Okay, I can always change the original question...
There also seems to be a need for some periods in what you wrote, if you don't mind my intimating that.
Thanks!
Carl17
Mar 31, 2010, 05:38 PM
I did have the urge to add periods, but I don't think that there is a gramatical rule for adding a period being required, except at the end of a sentence.
Wondergirl
Mar 31, 2010, 06:16 PM
Carl, your "sentence" contains a lot of comma splices (run-on sentences that demand periods at the end of each). Your effort stopped with the first nine words that are a complete sentence: "An incredibly long sentence is quite easy to write."
Wondergirl
Mar 31, 2010, 06:19 PM
I did have the urge to add periods, but I don't think that there is a gramatical rule for adding a period being required, except at the end of a sentence.

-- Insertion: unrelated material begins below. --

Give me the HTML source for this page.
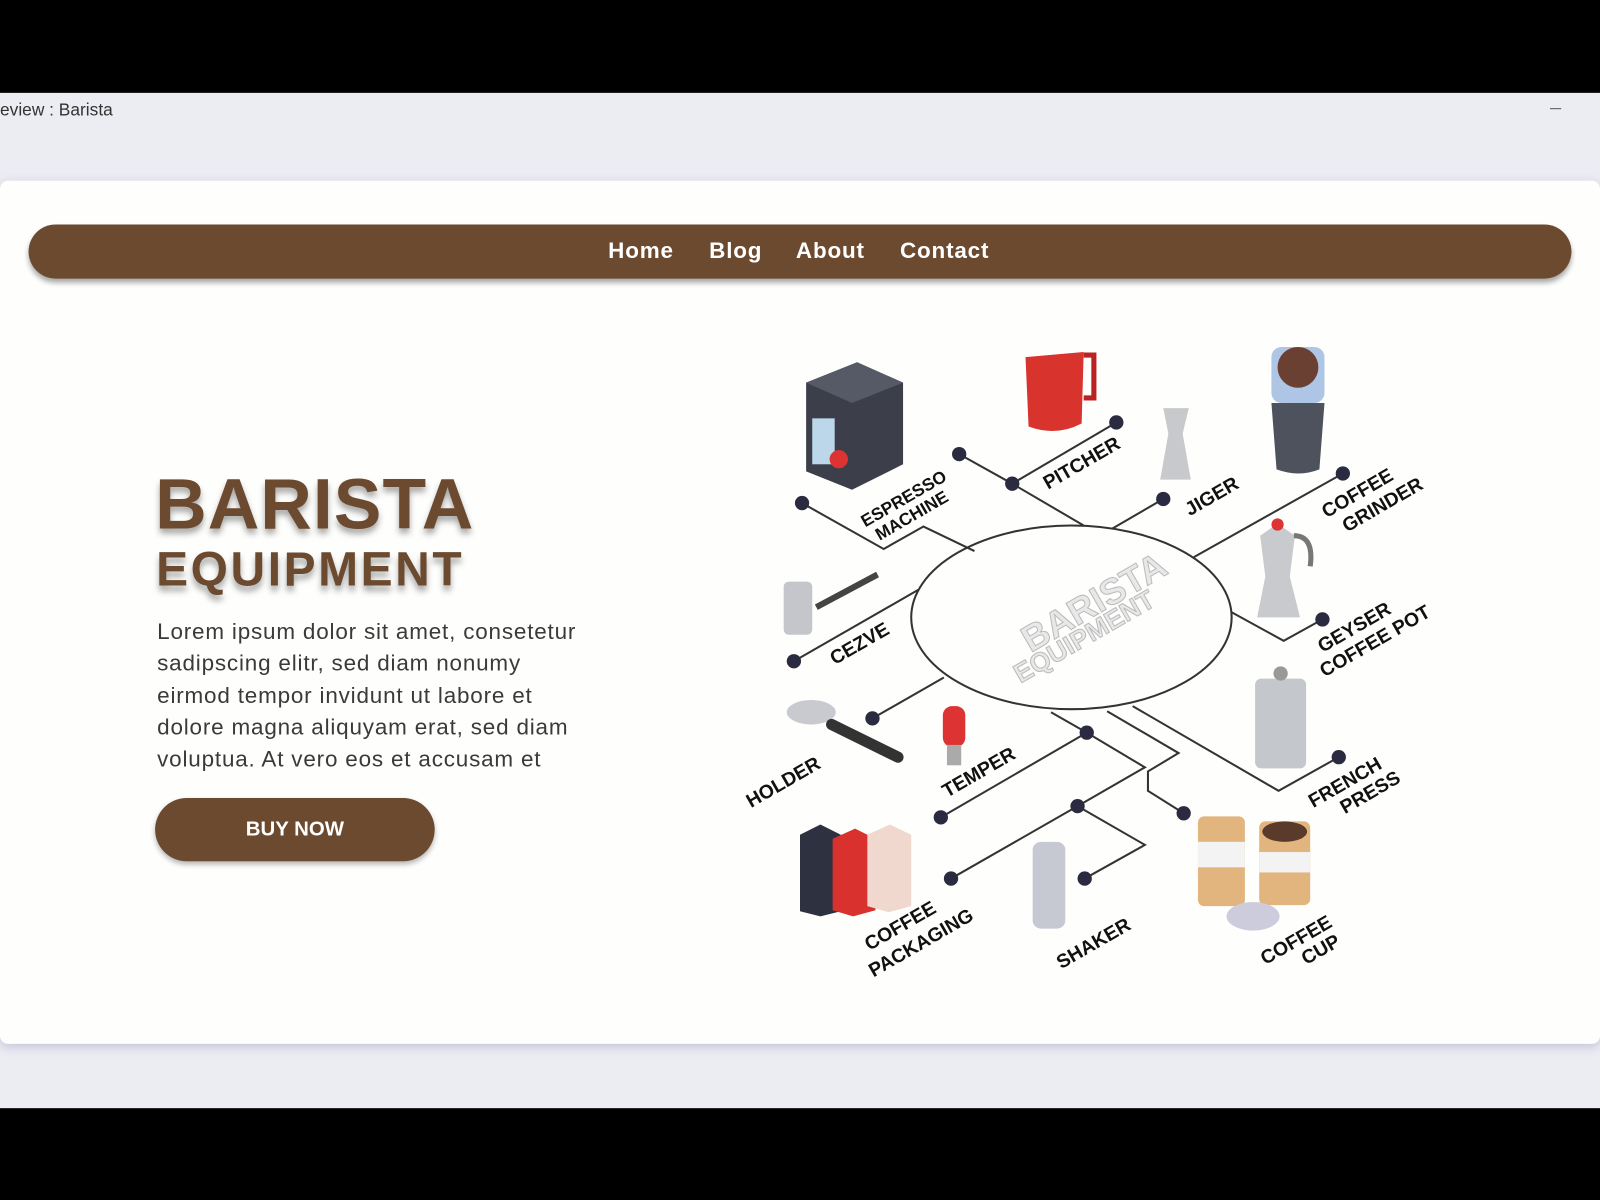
<!DOCTYPE html>
<html><head><meta charset="utf-8"><style>
html,body{margin:0;padding:0;width:1600px;height:1200px;overflow:hidden;background:#000;}
#w{position:absolute;left:0;top:0;width:1568px;height:1176px;transform:scale(1.020408);transform-origin:0 0;font-family:"Liberation Sans",sans-serif;}
.tb{position:absolute;left:0;top:91px;width:1568px;height:995px;background:#ececf3;}
.tt{position:absolute;left:0;top:98px;font-size:17px;color:#333;}
.card{position:absolute;left:0;top:177px;width:1568px;height:846px;background:#fefefd;border-radius:8px;box-shadow:0 3px 10px rgba(120,120,170,.35);}
.nav{position:absolute;left:28px;top:220px;width:1512px;height:53px;background:#6b4a30;border-radius:27px;box-shadow:0 4px 5px rgba(0,0,0,.35);}
.nav span{position:absolute;top:13px;color:#fff;font-weight:bold;font-size:22px;letter-spacing:.8px;}
h1{position:absolute;left:152px;top:456px;margin:0;font-size:70px;line-height:76px;color:#6b4a30;font-weight:900;text-shadow:0 5px 6px rgba(0,0,0,.35);letter-spacing:1px;}
h2{position:absolute;left:153px;top:532px;margin:0;font-size:47px;line-height:52px;color:#6b4a30;font-weight:900;text-shadow:0 5px 6px rgba(0,0,0,.35);letter-spacing:2.5px;}
p{position:absolute;left:154px;top:603px;margin:0;width:460px;white-space:nowrap;font-size:22px;line-height:31.3px;color:#3a3a3a;letter-spacing:.8px;}
.btn{position:absolute;left:152px;top:782px;width:274px;height:62px;background:#6b4a30;border-radius:31px;color:#fff;font-weight:bold;font-size:20px;text-align:center;line-height:62px;box-shadow:0 3px 5px rgba(0,0,0,.3);}
svg text{font-family:"Liberation Sans",sans-serif;font-weight:bold;font-size:19px;fill:#111;}
</style></head><body><div id="w">
<div class="tb"></div>
<div class="tt">eview : Barista</div>
<div style="position:absolute;left:1519px;top:106px;width:11px;height:1px;background:#555"></div>
<div class="card"></div>
<div class="nav"><span style="left:568px">Home</span><span style="left:667px">Blog</span><span style="left:752px">About</span><span style="left:854px">Contact</span></div>
<h1>BARISTA</h1>
<h2>EQUIPMENT</h2>
<p>Lorem ipsum dolor sit amet, consetetur<br>sadipscing elitr, sed diam nonumy<br>eirmod tempor invidunt ut labore et<br>dolore magna aliquyam erat, sed diam<br>voluptua. At vero eos et accusam et</p>
<div class="btn">BUY NOW</div>
<svg style="position:absolute;left:0;top:0" width="1568" height="1176">
<g stroke="#333" stroke-width="2" fill="none">
<ellipse cx="1050" cy="605" rx="157" ry="90"/>
<polyline points="786,493 866,538 905,516 955,540"/>
<polyline points="940,445 992,474 1062,515"/>
<polyline points="1094,414 992,474"/>
<polyline points="1140,489 1090,518"/>
<polyline points="1316,464 1170,546"/>
<polyline points="1207,600 1258,628 1296,607"/>
<polyline points="1110,692 1253,775 1312,742"/>
<polyline points="1085,697 1155,738 1125,756 1125,775 1160,797"/>
<polyline points="778,648 900,578"/>
<polyline points="855,704 925,664"/>
<polyline points="1030,698 1065,718 1122,752 1056,790 932,861"/>
<polyline points="1065,718 922,801"/>
<polyline points="1056,790 1122,828 1063,861"/>
</g>
<g fill="#2a2a40">
<circle cx="786" cy="493" r="7"/><circle cx="940" cy="445" r="7"/><circle cx="992" cy="474" r="7"/><circle cx="1094" cy="414" r="7"/><circle cx="1140" cy="489" r="7"/><circle cx="1316" cy="464" r="7"/><circle cx="1296" cy="607" r="7"/><circle cx="1312" cy="742" r="7"/><circle cx="1160" cy="797" r="7"/><circle cx="778" cy="648" r="7"/><circle cx="855" cy="704" r="7"/><circle cx="1065" cy="718" r="7"/><circle cx="922" cy="801" r="7"/><circle cx="1056" cy="790" r="7"/><circle cx="932" cy="861" r="7"/><circle cx="1063" cy="861" r="7"/>
</g>
<polygon points="790,375 840,355 885,375 885,455 835,480 790,462" fill="#3c3f4a"/>
<polygon points="790,375 840,355 885,375 835,395" fill="#555a66"/>
<rect x="796" y="410" width="22" height="45" fill="#bcd7ea"/><circle cx="822" cy="450" r="9" fill="#d33"/>
<path d="M1005,350 L1062,345 L1060,415 Q1035,428 1008,418 Z" fill="#d8332c"/><path d="M1062,348 h10 v42 h-10" stroke="#b22" stroke-width="5" fill="none"/>
<path d="M1140,400 h25 l-6,25 l8,45 h-30 l8,-45 Z" fill="#c8c9cc"/>
<rect x="1246" y="340" width="52" height="55" rx="10" fill="#9bb7de" opacity=".8"/><circle cx="1272" cy="360" r="20" fill="#6a4033"/>
<path d="M1246,395 h52 l-5,65 q-20,8 -42,0 Z" fill="#4d525c"/>
<path d="M1235,525 l17,-12 l17,12 l-5,40 l10,40 h-42 l8,-40 Z" fill="#c9cacd"/><circle cx="1252" cy="514" r="6" fill="#d33"/><path d="M1268,525 q20,0 16,30" stroke="#777" stroke-width="5" fill="none"/>
<rect x="1230" y="665" width="50" height="88" rx="6" fill="#c4c7cc"/><circle cx="1255" cy="660" r="7" fill="#999"/>
<rect x="1174" y="800" width="46" height="88" rx="6" fill="#e2b57e"/><rect x="1174" y="825" width="46" height="25" fill="#f3f3f3"/>
<rect x="1234" y="805" width="50" height="82" rx="6" fill="#e2b57e"/><ellipse cx="1259" cy="815" rx="22" ry="10" fill="#5a3a2a"/><rect x="1234" y="835" width="50" height="20" fill="#f3f3f3"/>
<ellipse cx="1228" cy="898" rx="26" ry="14" fill="#ccd" />
<rect x="1012" y="825" width="32" height="85" rx="8" fill="#c6c8d2"/>
<path d="M784,818 l20,-10 l20,10 v75 l-20,5 l-20,-5 Z" fill="#2e3140"/><path d="M816,822 l22,-10 l20,10 v70 l-22,6 l-20,-6 Z" fill="#d9322e"/><path d="M850,818 l22,-10 l21,10 v70 l-22,6 l-21,-6 Z" fill="#f1d8cf"/>
<ellipse cx="795" cy="698" rx="24" ry="12" fill="#c8cacf"/><path d="M815,710 L880,742" stroke="#333" stroke-width="11" stroke-linecap="round"/>
<rect x="924" y="692" width="22" height="40" rx="9" fill="#d33"/><rect x="928" y="730" width="14" height="20" fill="#aaa"/>
<rect x="768" y="570" width="28" height="52" rx="5" fill="#c4c6cb"/><path d="M800,595 L860,563" stroke="#444" stroke-width="6"/>
<text transform="translate(1010,640) rotate(-30)" style="font-size:36px;font-weight:900;fill:#e8e8e8;stroke:#bbb;stroke-width:1">BARISTA</text>
<text transform="translate(1000,670) rotate(-30)" style="font-size:26px;font-weight:900;fill:#e8e8e8;stroke:#bbb;stroke-width:1">EQUIPMENT</text>
<text transform="translate(848,517) rotate(-30)" style="font-size:17px">ESPRESSO</text>
<text transform="translate(862,530) rotate(-30)" style="font-size:17px">MACHINE</text>
<text transform="translate(1027,480) rotate(-30)">PITCHER</text>
<text transform="translate(1166,506) rotate(-30)">JIGER</text>
<text transform="translate(1300,508) rotate(-30)">COFFEE</text>
<text transform="translate(1320,522) rotate(-30)">GRINDER</text>
<text transform="translate(1296,640) rotate(-30)">GEYSER</text>
<text transform="translate(1298,664) rotate(-30)">COFFEE POT</text>
<text transform="translate(1287,792) rotate(-30)">FRENCH</text>
<text transform="translate(1318,798) rotate(-30)">PRESS</text>
<text transform="translate(1240,946) rotate(-30)">COFFEE</text>
<text transform="translate(1280,946) rotate(-30)">CUP</text>
<text transform="translate(1040,950) rotate(-30)">SHAKER</text>
<text transform="translate(852,932) rotate(-30)">COFFEE</text>
<text transform="translate(856,958) rotate(-30)">PACKAGING</text>
<text transform="translate(928,782) rotate(-30)">TEMPER</text>
<text transform="translate(736,792) rotate(-30)">HOLDER</text>
<text transform="translate(818,652) rotate(-30)">CEZVE</text>
</svg>
</div></body></html>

Yes, Carl, there is a grammatical rule to add a period at the end of a sentence. As soon as you have a subject and a verb, you have a sentence.
Carl17
Mar 31, 2010, 06:20 PM
English never was my best subject, but hey, at least I tried.
Wondergirl
Mar 31, 2010, 06:26 PM
English never was my best subject, but hey, atleast I tried.

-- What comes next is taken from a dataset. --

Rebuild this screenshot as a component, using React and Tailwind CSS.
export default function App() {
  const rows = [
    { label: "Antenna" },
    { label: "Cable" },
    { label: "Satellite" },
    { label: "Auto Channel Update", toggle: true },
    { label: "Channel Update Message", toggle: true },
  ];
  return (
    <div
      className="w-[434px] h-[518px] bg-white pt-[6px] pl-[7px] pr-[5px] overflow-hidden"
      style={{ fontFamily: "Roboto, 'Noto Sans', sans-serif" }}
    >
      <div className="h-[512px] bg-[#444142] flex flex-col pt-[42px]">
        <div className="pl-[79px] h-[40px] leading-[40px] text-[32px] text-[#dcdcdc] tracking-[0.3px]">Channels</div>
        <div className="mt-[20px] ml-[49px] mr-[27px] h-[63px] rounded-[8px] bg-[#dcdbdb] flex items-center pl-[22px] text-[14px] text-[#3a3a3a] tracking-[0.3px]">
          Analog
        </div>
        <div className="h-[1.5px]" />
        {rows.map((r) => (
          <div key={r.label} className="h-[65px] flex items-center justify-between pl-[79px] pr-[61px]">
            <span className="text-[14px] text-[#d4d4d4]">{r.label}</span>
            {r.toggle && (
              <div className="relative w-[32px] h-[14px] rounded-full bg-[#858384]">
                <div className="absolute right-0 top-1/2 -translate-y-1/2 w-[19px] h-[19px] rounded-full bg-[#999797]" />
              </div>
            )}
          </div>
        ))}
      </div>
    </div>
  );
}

I think it's an amazing story, but it should be in a different kind of contest.
Carl17
Mar 31, 2010, 06:32 PM
Indeed it should be. It was fun to write, and I would imagine fun to read, so I hope that you all enjoy it, even though I received no virtual cookies because I fail. :P
Wondergirl
Mar 31, 2010, 06:47 PM
Indeed it should be. It was fun to write, and I would imagine fun to read, so I hope that you all enjoy it, even though I recieved no virtual cookies because I fail. :P
I feel the need to proofread and correct it.
You want a greenie?
Clough
Mar 31, 2010, 09:02 PM
I think that he needs a greenie after getting the unjustified reddie!
kp2171
Mar 31, 2010, 09:17 PM
Was that reddie really warranted? Really??
Clough
Mar 31, 2010, 09:29 PM
was that reddie really warranted? really???
No, I don't think that it was. Really not the way to treat a newbie here!
I usually give newbies greenies even if I dissagree with them.